After celebrating a magical 125th football season, it’s a nice little coincidence that today is Knute Rockne’s 125th birthday. The man who has been immortally intertwined with the history and traditions of Notre Dame football was born on March 4, 1888 in Voss, Norway.
I will not pretend to have the historical chops to properly quantify what Rockne meant to Notre Dame and its football program. But rare is the coach that means more to a team than Rockne to Notre Dame.
(That’s a debate worth having. What individual has embodied a team or a franchise more than Rockne to Notre Dame: Lombardi? Bryant? Steinbrenner? Paterno?

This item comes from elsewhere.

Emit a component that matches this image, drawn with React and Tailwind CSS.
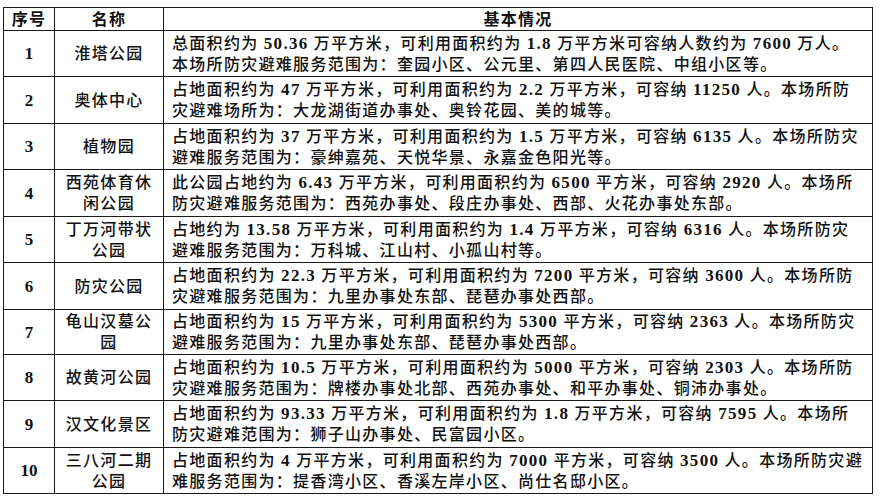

Pitch in in the comments below…)
As we go through a bit of a lull between recruiting and spring football, here are some nice reads on Rockne that I thought were worth sharing.
This from a great piece by ND historian Jim Lefebvre at Forever Irish:
Wherever he was in life, Knute Rockne always seemed to have a vision.
He had a vision for how athletics – starting with his beloved track and field, and eventually including football – could serve as a means of striving toward the best person one could be. Dedication, self-discipline, sportsmanship, fairness. These were among the attributes not always self-evident in athletic competition at the time, yet were the gospel Rockne would preach, and live, throughout his athletic career.
He saw how athletics could fit comfortably into the education of a fully developed man. And how collegiate athletics complemented classroom work to challenge and draw out the best traits of young student-athletes. Rockne fought hard against critics of collegiate athletics, always advocating for its inclusion in the academy.
Rockne also had a vision for how football could be played in a different way than in the early years of the 20th century, when its brutality and danger nearly caused its demise.
In Rockne’s mind, football became a combination chess game and track meet on grass, with an emphasis on speed, precision and teamwork.
This from a wonderful article by Lou Somogyi:
It would enough to say that in 13 seasons he posted 105 wins, only 12 losses and 5 ties (.881), recorded six national championships in one poll or another, compiled five unbeaten and untied campaigns and produced 20 first-team All-Americans.
But that would be like viewing 10 percent of the iceberg that is visible while the other 90 percent is under water..
Rockne became a national institution and Notre Dame became the national school. “Subway Alumni” were born in every section of the country, from the steelworker in Pittsburgh to the executive in California. In Rockne and Notre Dame, an identity of struggle, hope and triumph could be found — as was the glamour and popularity of sport.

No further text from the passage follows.